Honeycomb adds a framework to support DRM plugins. Android 3.1 adds an actual implementation of a DRM plugin called Widevine (acquired by Google in Dec. 2010). Android 3.1 also supports HDCP. The DRM plugin is technically not built into Android; it's a modular add-on. The interface to the DRM plugins is part of Android.

In order for DRM and HDCP to actually work the DRM system has to validate that the system can be trusted. (That's all that DRM does.) If the system is rooted, apparently the DRM system can not validly claim that the system can be trusted.

Google's YouTube Movie Rental service that's part of the Android Market on Android 3.1 apparently relies on the DRM system to validate that the system can be trusted. (This condition may have been part of the deal to get the movie studios to allow their content to be distributed and rented through the Android Market.) If the DRM framework reports that the system can not be trusted because the system has been rooted then the jig's up -- no movies.

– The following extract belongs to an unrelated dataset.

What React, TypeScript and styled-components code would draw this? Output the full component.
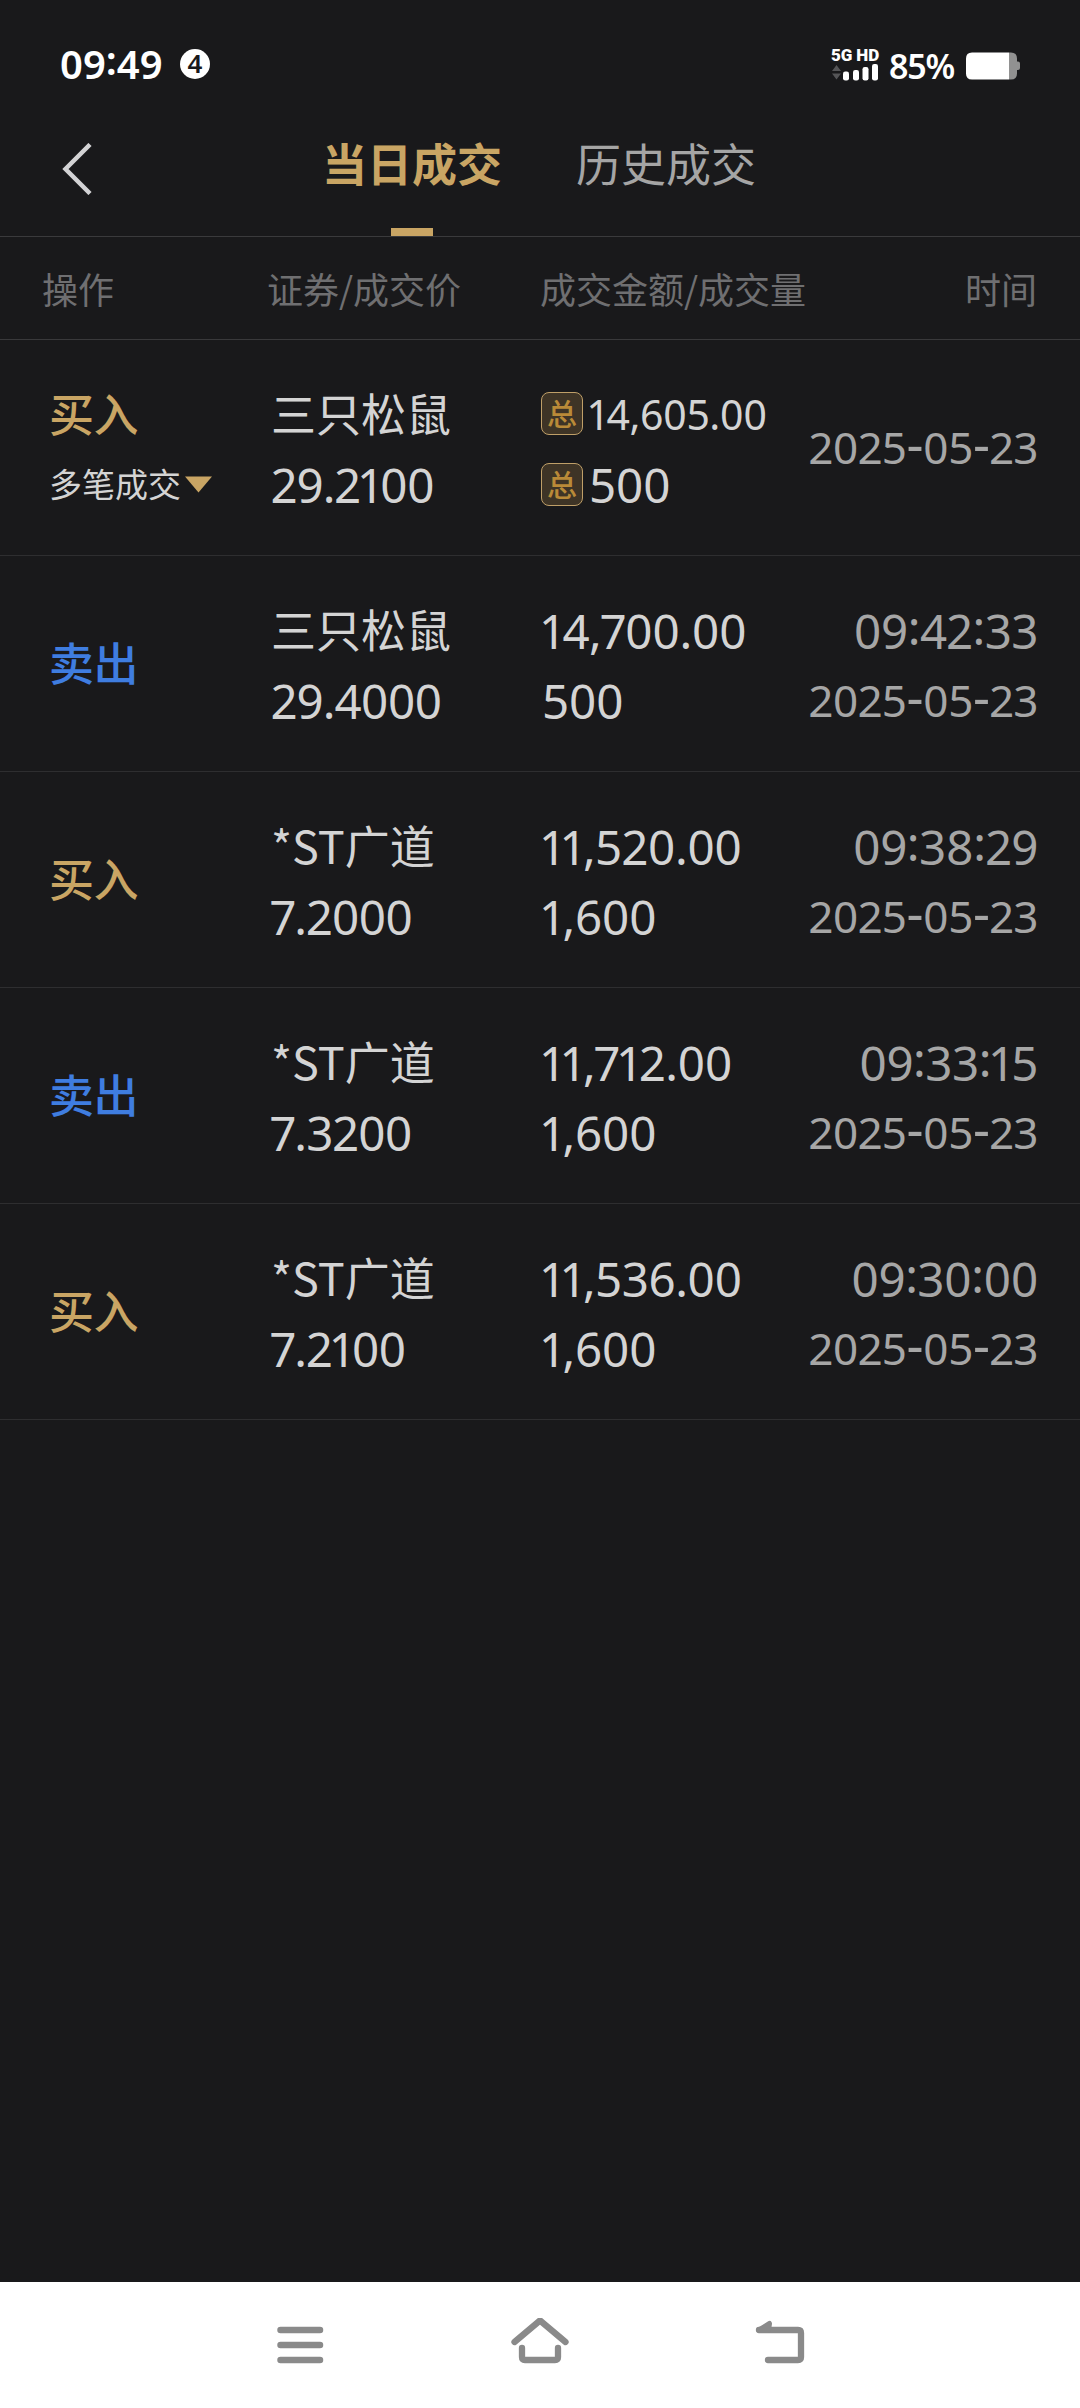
import React from 'react';
import styled, { createGlobalStyle } from 'styled-components';

const GOLD = '#c9a564';
const BLUE = '#3f7de0';
const LIGHT = '#d4d4d4';
const CJK = '"Noto Sans CJK SC", sans-serif';
const LATIN = '"Noto Sans", "Noto Sans CJK SC", sans-serif';

const GlobalStyle = createGlobalStyle`
  * { box-sizing: border-box; }
  body { margin: 0; background: #19191b; }
`;

const Screen = styled.div`
  width: 1080px;
  height: 2408px;
  display: flex;
  flex-direction: column;
  background: #19191b;
  color: ${LIGHT};
  font-family: ${CJK};
  overflow: hidden;
`;

const StatusBar = styled.header`
  height: 100px;
  flex: none;
  display: flex;
  justify-content: space-between;
  align-items: flex-start;
  padding: 44px 60px 0 60px;
  color: #fff;
  font-family: ${LATIN};
`;

const StatusGroup = styled.div`
  display: flex;
  align-items: center;
  height: 40px;
`;

const Clock = styled.span`
  width: 104px;
  margin-top: -5px;
  font-size: 40px;
  font-weight: 600;
  line-height: 38px;
  white-space: nowrap;
`;

const CountDot = styled.span`
  width: 30px;
  height: 30px;
  margin-left: 16px;
  border-radius: 50%;
  background: #fff;
  color: #19191b;
  font-size: 26px;
  font-weight: 600;
  line-height: 29px;
  text-align: center;
`;

const Network = styled.div`
  display: flex;
  flex-direction: column;
  width: 48px;
  margin-right: 10px;
`;

const NetworkLabel = styled.span`
  font-family: Roboto, sans-serif;
  font-size: 17px;
  font-weight: 900;
  line-height: 16px;
  letter-spacing: -0.1px;
  white-space: nowrap;
`;

const Percent = styled.span`
  width: 67px;
  font-size: 34px;
  font-weight: 600;
  letter-spacing: -1.2px;
  line-height: 40px;
  margin: 4px 10px 0 0;
`;

const BatteryIcon = styled.svg`
  margin-top: 3px;
`;

const TabBar = styled.nav`
  height: 137px;
  flex: none;
  display: flex;
  border-bottom: 1px solid #3a3a3c;
`;

const BackButton = styled.button`
  display: flex;
  align-items: flex-start;
  width: 322px;
  padding: 43px 0 0 62px;
  border: 0;
  background: none;
`;

const Tab = styled.div<{ $active?: boolean }>`
  display: flex;
  flex-direction: column;
  align-items: center;
  justify-content: space-between;
  width: 180px;
  margin-right: 74px;
  padding-top: 30px;
  font-size: 45px;
  line-height: 66px;
  font-weight: ${p => (p.$active ? 700 : 400)};
  color: ${p => (p.$active ? GOLD : '#a5a5a5')};
`;

const TabMark = styled.i`
  width: 42px;
  height: 8px;
  background: ${GOLD};
`;

const HeadRow = styled.div`
  height: 103px;
  flex: none;
  display: grid;
  grid-template-columns: 225px 273px 1fr auto;
  align-items: center;
  padding: 0 43px 0 42px;
  border-bottom: 1px solid #39393b;
  font-size: 36px;
  line-height: 54px;
  color: #6f6f71;
`;

const Row = styled.div`
  height: 216px;
  flex: none;
  display: grid;
  grid-template-columns: 222px 271px 1fr auto;
  padding: 40px 42px 0 49px;
  border-bottom: 1px solid #2e2e30;
`;

const Cell = styled.div<{ $right?: boolean; $single?: boolean }>`
  display: flex;
  flex-direction: column;
  height: ${p => (p.$single ? 135 : 140)}px;
  justify-content: ${p => (p.$single ? 'center' : 'flex-start')};
  align-items: ${p => (p.$right ? 'flex-end' : 'flex-start')};
`;

const Line = styled.div`
  height: 70px;
  display: flex;
  align-items: flex-start;
  line-height: 66px;
  white-space: nowrap;
`;

const Side = styled(Line)<{ $sell?: boolean }>`
  font-size: 45px;
  font-weight: 500;
  letter-spacing: -0.5px;
  color: ${p => (p.$sell ? BLUE : GOLD)};
`;

const Multi = styled(Line)`
  font-size: 33px;
`;

const Caret = styled.svg`
  margin: 26px 0 0 4px;
`;

const Name = styled(Line)`
  font-size: 45px;
`;

const Num = styled(Line)<{ $size?: number; $dim?: boolean; $track?: number }>`
  font-family: ${LATIN};
  font-feature-settings: "pnum";
  font-size: ${p => p.$size || 47.5}px;
  letter-spacing: ${p => p.$track || 0}px;
  line-height: 69px;
  color: ${p => (p.$dim ? '#a6a6a6' : LIGHT)};
`;

const Colon = styled.span`
  display: inline-block;
  line-height: 1;
  vertical-align: 4px;
`;

const Dash = styled.span`
  display: inline-block;
  font-size: 1.2em;
  line-height: 1;
  vertical-align: 1px;
`;

const TotalBadge = styled.span<{ $top?: boolean }>`
  width: 42px;
  height: 43px;
  margin: ${p => (p.$top ? 12 : 13)}px 6px 0 -1px;
  border: 1.5px solid #bf9f68;
  border-radius: 8px;
  background: #3e3426;
  color: #b98a38;
  font-family: ${CJK};
  font-size: 30px;
  font-weight: 500;
  line-height: 38px;
  letter-spacing: 0;
  text-align: center;
`;

const NavBar = styled.footer`
  height: 126px;
  flex: none;
  margin-top: auto;
  display: grid;
  grid-template-columns: 60px 60px 60px;
  justify-content: center;
  column-gap: 180px;
  padding-top: 36px;
  background: #fff;
`;

type Trade = {
  side: 'buy' | 'sell';
  name: string;
  price: string;
  amount: string;
  volume: string;
  time?: string;
  date: string;
  total?: boolean;
};

const trades: Trade[] = [
  { side: 'buy', name: '三只松鼠', price: '29.2100', amount: '14,605.00', volume: '500', date: '2025-05-23', total: true },
  { side: 'sell', name: '三只松鼠', price: '29.4000', amount: '14,700.00', volume: '500', time: '09:42:33', date: '2025-05-23' },
  { side: 'buy', name: '*ST广道', price: '7.2000', amount: '11,520.00', volume: '1,600', time: '09:38:29', date: '2025-05-23' },
  { side: 'sell', name: '*ST广道', price: '7.3200', amount: '11,712.00', volume: '1,600', time: '09:33:15', date: '2025-05-23' },
  { side: 'buy', name: '*ST广道', price: '7.2100', amount: '11,536.00', volume: '1,600', time: '09:30:00', date: '2025-05-23' },
];

/* Lifts colons and hyphens to the middle of the digits. */
const Stamp = ({ text }: { text: string }) => (
  <span>
    {text.split(/([:-])/).map((part, i) =>
      part === ':' ? <Colon key={i}>:</Colon> : part === '-' ? <Dash key={i}>-</Dash> : part,
    )}
  </span>
);

const TradeRow = ({ t }: { t: Trade }) => (
  <Row>
    <Cell $single={!t.total}>
      <Side $sell={t.side === 'sell'}>{t.side === 'buy' ? '买入' : '卖出'}</Side>
      {t.total && (
        <Multi>
          多笔成交
          <Caret width="27" height="17" viewBox="0 0 27 17"><path d="M0 0.5H27L13.5 16.5Z" fill={GOLD} /></Caret>
        </Multi>
      )}
    </Cell>
    <Cell>
      <Name>{t.name}</Name>
      <Num $track={-0.9}>{t.price}</Num>
    </Cell>
    <Cell>
      <Num $size={t.total ? 41 : undefined} $track={-0.5}>{t.total && <TotalBadge $top>总</TotalBadge>}{t.amount}</Num>
      <Num $track={-0.4}>{t.total && <TotalBadge>总</TotalBadge>}{t.volume}</Num>
    </Cell>
    <Cell $right $single={!t.time}>
      {t.time && <Num $dim $track={-0.5}><Stamp text={t.time} /></Num>}
      <Num $dim $size={44} $track={-0.5}><Stamp text={t.date} /></Num>
    </Cell>
  </Row>
);

export default function App() {
  return (
    <Screen>
      <GlobalStyle />
      <StatusBar>
        <StatusGroup>
          <Clock>09<Colon>:</Colon>49</Clock>
          <CountDot>4</CountDot>
        </StatusGroup>
        <StatusGroup>
          <Network>
            <NetworkLabel>5G HD</NetworkLabel>
            <svg width="48" height="18" viewBox="0 0 48 18">
              <path d="M1 8L5.500 2L10 8ZM1 10.500H10L5.500 16.500Z" fill="#555557" />
              <g fill="#fff">
                <rect x="12" y="8.500" width="6" height="9" rx="2.200" />
                <rect x="22" y="7" width="6" height="10.500" rx="2.200" />
                <rect x="31.500" y="4" width="6" height="13.500" rx="2.200" />
                <rect x="41" y="1" width="6" height="16.500" rx="2.200" />
              </g>
            </svg>
          </Network>
          <Percent>85%</Percent>
          <BatteryIcon width="54" height="28" viewBox="0 0 54 28">
            <path d="M43 0.500H45Q51 0.500 51 6.500V9.500H52Q54 9.500 54 11.500V16Q54 18 52 18H51V21.500Q51 27.500 45 27.500H43Z" fill="#919191" />
            <path d="M6 0.500H43V27.500H6Q0 27.500 0 21.500V6.500Q0 0.500 6 0.500Z" fill="#fff" />
          </BatteryIcon>
        </StatusGroup>
      </StatusBar>

      <TabBar>
        <BackButton aria-label="返回">
          <svg width="32" height="52" viewBox="0 0 32 52">
            <path d="M28 1.500L3.500 26L28 50.500" fill="none" stroke="#d3d3d5" strokeWidth="4.500" />
          </svg>
        </BackButton>
        <Tab $active>当日成交<TabMark /></Tab>
        <Tab>历史成交</Tab>
      </TabBar>

      <HeadRow>
        <span>操作</span>
        <span>证券/成交价</span>
        <span>成交金额/成交量</span>
        <span>时间</span>
      </HeadRow>

      {trades.map((t, i) => <TradeRow key={i} t={t} />)}

      <NavBar>
        <svg width="60" height="50" viewBox="0 0 60 50">
          <path d="M10.500 12H50M10.500 27H50M10.500 42H50" fill="none" stroke="#8a8a8a" strokeWidth="6.500" strokeLinecap="round" />
        </svg>
        <svg width="60" height="50" viewBox="0 0 60 50">
          <path d="M4.500 24L30 2.500L55.500 24M12 30V39Q12 42 15 42H45Q48 42 48 39V30" fill="none" stroke="#8a8a8a" strokeWidth="6.300" strokeLinecap="round" strokeLinejoin="round" />
        </svg>
        <svg width="60" height="50" viewBox="0 0 60 50">
          <path d="M9 12H48Q51 12 51 15V39Q51 42 48 42H18" fill="none" stroke="#8a8a8a" strokeWidth="6.300" strokeLinecap="round" />
          <path d="M9 12L19.500 5.500L18.500 12Z" fill="#8a8a8a" stroke="#8a8a8a" strokeWidth="5" strokeLinejoin="round" />
        </svg>
      </NavBar>
    </Screen>
  );
}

Bottom line: you can't have a movie rental service that requires that the system be trustworthy and a possibly untrustworthy system that would result from the system being rooted. You can have one or the other -- not both.

1 comments

What I'd like to understand is how pluggable these DRM plugins are. For most things on Android you can just replace the default thingy with your own (dialer, home screen are prominent examples).

How long until someone comes up with a custom DRM plugin that returns true for all validation requests?

You properly have to replace the entire component - eg you have to decrypt the movie (easy enough since the master key was leaked some time ago), talk to the hardware, etc.
An app that is using android.drm will probably be looking for specific DRM plugins.
Plugins that would be signed. It'd also make sense if the whole communication with content owners (or Google) was encrypted.